>> start

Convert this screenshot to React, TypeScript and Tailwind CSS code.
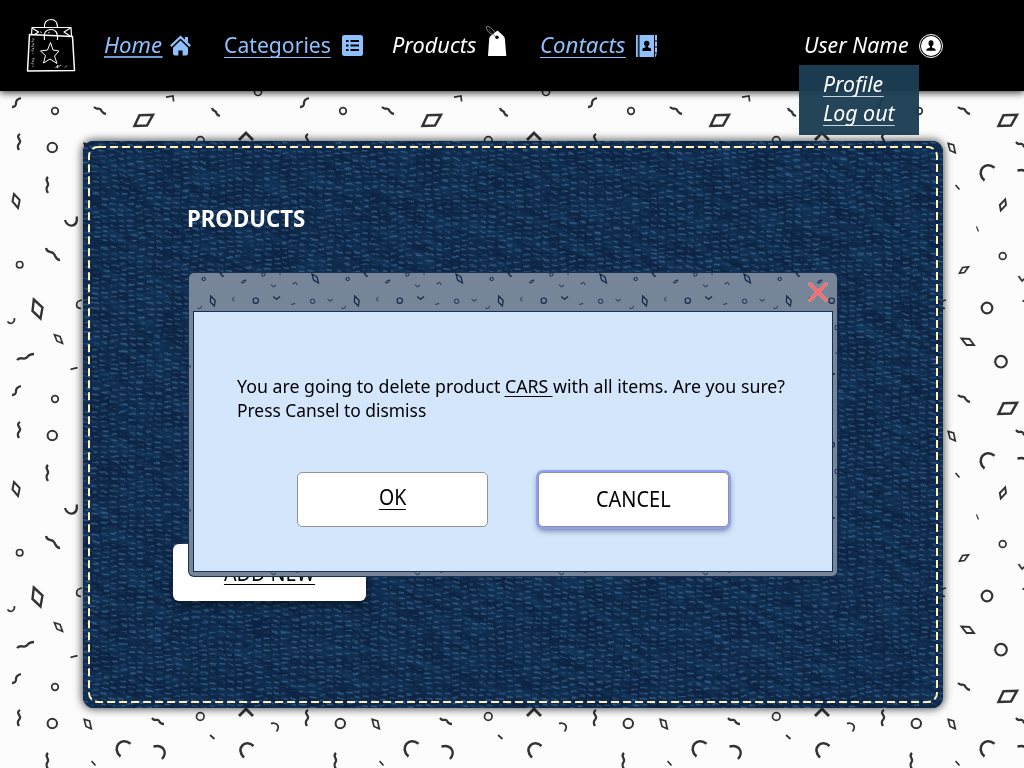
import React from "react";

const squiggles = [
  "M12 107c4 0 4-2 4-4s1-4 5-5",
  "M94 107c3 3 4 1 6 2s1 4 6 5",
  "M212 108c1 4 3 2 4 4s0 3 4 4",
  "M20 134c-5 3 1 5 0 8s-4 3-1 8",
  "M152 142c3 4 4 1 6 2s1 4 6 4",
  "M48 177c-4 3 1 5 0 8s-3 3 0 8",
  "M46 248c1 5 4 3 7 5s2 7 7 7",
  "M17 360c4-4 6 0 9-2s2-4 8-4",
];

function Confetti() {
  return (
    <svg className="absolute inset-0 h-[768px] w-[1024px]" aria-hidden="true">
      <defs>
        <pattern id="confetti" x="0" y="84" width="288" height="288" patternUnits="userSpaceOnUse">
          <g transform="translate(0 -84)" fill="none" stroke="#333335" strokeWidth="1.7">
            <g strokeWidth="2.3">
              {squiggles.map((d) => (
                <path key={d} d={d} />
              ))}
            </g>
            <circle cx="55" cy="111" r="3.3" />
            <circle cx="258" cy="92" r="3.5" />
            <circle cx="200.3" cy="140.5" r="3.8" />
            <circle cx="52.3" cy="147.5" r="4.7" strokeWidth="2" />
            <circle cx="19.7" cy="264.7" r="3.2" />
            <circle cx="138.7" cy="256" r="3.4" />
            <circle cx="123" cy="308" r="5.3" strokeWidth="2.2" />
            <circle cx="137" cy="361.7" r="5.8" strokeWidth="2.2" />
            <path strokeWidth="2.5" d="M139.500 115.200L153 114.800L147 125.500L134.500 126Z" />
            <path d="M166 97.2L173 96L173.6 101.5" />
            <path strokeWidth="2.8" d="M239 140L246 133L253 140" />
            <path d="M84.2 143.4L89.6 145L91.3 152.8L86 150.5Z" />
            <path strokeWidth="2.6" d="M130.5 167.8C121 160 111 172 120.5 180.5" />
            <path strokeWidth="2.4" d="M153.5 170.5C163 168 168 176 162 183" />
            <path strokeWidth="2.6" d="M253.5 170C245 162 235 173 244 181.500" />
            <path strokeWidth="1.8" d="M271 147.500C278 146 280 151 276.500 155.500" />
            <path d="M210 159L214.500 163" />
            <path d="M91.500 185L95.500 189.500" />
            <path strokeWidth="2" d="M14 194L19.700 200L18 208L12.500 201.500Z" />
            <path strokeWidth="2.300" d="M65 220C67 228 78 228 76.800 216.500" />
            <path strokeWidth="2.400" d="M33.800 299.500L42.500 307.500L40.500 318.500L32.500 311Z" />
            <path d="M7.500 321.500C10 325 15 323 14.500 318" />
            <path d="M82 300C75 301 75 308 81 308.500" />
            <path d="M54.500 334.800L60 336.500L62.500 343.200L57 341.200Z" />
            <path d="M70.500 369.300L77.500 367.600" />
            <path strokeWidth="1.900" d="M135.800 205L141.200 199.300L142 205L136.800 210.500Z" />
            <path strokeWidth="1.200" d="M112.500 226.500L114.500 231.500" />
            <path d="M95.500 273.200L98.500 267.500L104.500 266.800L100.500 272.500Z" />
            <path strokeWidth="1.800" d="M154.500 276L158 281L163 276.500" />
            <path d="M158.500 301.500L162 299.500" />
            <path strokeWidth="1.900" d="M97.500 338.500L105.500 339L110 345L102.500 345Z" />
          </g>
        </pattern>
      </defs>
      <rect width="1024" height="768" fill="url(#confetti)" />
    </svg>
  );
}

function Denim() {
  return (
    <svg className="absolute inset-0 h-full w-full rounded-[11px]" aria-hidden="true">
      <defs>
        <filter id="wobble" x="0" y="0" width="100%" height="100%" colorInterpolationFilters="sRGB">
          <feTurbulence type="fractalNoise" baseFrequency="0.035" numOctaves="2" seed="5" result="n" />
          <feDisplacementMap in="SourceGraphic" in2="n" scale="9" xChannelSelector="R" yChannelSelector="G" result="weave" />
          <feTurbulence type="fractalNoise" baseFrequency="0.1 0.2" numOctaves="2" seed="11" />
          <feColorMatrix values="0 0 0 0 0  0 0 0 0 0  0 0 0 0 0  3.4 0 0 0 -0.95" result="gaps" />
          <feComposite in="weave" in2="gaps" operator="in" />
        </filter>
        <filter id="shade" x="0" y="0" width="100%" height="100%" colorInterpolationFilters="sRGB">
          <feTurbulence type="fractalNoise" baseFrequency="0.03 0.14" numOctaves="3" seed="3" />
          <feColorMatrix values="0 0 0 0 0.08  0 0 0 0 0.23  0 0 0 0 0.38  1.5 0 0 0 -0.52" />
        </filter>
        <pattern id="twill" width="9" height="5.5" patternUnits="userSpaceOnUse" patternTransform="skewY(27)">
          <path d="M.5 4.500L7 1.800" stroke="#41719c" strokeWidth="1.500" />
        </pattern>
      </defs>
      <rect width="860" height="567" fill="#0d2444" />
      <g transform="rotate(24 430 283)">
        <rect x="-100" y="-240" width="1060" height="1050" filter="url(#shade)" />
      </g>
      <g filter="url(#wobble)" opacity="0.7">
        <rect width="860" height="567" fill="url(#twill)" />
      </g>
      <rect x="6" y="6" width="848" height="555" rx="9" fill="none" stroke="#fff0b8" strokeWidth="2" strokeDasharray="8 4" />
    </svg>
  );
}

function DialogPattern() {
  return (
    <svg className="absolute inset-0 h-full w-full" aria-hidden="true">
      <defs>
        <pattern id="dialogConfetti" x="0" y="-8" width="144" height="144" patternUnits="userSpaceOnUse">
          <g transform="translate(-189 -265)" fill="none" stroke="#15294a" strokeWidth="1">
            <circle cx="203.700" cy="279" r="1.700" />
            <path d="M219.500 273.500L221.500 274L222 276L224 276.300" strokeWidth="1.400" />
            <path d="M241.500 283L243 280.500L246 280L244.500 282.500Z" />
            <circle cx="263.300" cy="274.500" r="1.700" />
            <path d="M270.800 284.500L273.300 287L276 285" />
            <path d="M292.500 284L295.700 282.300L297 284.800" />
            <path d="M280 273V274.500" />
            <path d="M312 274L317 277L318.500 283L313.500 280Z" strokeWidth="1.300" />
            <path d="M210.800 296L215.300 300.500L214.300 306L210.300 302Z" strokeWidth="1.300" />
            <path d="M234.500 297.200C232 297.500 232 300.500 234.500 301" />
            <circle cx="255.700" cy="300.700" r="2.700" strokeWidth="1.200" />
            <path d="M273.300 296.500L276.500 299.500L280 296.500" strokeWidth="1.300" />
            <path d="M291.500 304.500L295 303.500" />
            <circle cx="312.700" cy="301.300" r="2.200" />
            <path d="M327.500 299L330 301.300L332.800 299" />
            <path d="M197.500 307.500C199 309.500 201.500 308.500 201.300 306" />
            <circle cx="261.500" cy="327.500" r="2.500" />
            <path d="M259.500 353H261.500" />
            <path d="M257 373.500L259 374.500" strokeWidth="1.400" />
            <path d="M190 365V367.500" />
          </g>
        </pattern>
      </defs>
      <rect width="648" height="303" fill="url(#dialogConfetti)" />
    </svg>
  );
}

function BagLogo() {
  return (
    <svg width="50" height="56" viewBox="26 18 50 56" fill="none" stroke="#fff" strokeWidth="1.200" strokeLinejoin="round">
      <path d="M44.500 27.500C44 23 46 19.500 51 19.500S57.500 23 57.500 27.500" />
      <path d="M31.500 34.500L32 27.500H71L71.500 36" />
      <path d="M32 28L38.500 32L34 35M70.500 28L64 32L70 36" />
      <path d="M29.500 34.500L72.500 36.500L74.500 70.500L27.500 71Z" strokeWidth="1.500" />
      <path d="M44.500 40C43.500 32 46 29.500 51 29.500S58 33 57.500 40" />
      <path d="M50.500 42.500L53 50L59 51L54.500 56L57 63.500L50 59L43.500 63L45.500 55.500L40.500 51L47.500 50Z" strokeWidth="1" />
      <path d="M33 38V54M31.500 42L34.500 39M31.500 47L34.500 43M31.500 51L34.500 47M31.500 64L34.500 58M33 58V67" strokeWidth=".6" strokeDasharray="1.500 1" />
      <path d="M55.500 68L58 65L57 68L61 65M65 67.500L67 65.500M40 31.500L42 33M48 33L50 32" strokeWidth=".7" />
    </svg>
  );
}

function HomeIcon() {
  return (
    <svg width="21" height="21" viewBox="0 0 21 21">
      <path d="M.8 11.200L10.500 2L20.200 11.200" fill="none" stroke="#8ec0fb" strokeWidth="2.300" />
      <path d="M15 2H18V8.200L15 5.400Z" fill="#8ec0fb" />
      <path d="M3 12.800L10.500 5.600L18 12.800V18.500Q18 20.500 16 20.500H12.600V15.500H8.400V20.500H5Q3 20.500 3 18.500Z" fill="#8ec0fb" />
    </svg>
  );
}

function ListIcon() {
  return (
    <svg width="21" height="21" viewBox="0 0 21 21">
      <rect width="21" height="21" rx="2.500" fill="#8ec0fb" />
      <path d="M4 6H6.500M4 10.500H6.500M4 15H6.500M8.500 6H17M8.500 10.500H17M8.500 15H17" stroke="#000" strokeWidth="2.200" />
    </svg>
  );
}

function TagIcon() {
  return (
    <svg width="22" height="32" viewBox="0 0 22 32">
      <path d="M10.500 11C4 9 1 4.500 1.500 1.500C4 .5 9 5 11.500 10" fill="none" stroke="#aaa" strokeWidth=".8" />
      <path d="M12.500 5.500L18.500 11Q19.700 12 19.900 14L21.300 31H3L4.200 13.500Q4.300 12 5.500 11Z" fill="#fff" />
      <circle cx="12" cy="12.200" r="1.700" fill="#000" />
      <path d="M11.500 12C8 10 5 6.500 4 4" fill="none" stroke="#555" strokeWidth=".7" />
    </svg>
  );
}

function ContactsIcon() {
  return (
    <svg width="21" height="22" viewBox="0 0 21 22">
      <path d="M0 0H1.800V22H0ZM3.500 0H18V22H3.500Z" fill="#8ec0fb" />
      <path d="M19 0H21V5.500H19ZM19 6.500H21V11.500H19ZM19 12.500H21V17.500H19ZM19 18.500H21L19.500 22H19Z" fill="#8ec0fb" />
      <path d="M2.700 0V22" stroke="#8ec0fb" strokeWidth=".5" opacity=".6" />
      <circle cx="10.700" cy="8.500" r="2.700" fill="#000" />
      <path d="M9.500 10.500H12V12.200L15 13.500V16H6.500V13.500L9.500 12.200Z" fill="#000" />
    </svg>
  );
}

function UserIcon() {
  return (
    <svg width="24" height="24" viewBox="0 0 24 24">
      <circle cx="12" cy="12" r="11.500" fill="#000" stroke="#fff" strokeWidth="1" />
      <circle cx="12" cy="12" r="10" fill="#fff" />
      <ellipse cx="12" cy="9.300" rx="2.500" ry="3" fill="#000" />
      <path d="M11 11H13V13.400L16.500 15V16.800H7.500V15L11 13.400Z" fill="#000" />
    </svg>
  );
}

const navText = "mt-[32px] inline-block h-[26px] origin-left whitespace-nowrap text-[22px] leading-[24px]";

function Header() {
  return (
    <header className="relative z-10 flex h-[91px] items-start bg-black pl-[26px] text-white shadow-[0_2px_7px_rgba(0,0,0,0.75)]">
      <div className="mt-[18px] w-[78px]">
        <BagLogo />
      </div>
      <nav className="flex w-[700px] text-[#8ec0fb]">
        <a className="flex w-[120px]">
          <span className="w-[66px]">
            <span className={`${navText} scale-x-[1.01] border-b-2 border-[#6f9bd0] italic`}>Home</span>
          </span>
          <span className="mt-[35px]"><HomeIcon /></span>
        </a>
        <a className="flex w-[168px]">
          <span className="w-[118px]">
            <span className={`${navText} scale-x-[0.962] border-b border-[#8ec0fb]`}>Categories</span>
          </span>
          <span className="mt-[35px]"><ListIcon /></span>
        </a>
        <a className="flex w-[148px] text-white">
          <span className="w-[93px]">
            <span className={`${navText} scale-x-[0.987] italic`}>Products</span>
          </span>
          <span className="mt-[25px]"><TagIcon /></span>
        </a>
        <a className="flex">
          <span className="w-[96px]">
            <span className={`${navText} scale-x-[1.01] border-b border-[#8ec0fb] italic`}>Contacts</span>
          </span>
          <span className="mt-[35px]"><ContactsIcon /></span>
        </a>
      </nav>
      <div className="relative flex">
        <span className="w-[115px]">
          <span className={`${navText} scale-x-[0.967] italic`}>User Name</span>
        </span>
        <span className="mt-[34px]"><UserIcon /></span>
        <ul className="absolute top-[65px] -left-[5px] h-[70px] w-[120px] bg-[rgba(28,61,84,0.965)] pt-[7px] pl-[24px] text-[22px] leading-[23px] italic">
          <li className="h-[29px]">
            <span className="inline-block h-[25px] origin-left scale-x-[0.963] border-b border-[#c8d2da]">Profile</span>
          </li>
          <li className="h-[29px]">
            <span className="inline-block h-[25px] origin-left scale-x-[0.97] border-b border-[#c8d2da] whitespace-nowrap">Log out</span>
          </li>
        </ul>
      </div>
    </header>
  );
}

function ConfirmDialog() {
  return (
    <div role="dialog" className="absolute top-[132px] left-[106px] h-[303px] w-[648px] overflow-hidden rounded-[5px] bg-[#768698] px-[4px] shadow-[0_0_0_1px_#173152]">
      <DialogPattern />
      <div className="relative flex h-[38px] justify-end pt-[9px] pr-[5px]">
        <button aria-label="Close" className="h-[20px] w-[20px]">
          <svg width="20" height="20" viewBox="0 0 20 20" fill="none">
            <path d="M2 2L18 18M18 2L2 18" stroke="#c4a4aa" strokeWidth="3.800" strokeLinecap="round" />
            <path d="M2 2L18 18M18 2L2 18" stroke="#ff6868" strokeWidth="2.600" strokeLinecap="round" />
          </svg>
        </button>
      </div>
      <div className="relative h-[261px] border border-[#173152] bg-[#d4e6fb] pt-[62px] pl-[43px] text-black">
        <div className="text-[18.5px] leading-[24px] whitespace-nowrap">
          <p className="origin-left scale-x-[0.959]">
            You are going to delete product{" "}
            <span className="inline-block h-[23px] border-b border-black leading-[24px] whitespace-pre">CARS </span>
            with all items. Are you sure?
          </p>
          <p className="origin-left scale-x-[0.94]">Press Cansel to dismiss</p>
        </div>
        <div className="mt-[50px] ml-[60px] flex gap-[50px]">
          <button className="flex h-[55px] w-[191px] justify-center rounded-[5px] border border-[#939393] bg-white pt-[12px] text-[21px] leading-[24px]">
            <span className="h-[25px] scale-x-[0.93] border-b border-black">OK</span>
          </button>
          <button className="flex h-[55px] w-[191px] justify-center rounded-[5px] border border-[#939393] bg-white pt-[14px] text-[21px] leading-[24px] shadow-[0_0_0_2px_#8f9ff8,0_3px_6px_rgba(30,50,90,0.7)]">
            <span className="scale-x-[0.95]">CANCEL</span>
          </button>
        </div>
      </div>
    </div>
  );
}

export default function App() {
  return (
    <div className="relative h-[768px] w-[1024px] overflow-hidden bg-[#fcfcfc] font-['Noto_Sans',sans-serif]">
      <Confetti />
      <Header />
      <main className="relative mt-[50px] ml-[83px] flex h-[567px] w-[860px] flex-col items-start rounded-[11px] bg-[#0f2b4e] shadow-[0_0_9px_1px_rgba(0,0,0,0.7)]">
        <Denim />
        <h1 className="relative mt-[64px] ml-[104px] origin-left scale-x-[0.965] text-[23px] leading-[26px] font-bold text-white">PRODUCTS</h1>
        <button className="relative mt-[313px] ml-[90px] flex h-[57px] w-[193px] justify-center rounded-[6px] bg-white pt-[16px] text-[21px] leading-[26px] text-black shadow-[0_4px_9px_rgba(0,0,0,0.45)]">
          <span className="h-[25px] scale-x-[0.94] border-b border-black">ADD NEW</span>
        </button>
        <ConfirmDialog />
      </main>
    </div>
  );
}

>> end

* [Set task]: Make an exact copy of the lines from the top of the material through the line with "import React from", pictures excluded.

* [In response]:
Convert this screenshot to React, TypeScript and Tailwind CSS code.
import React from "react";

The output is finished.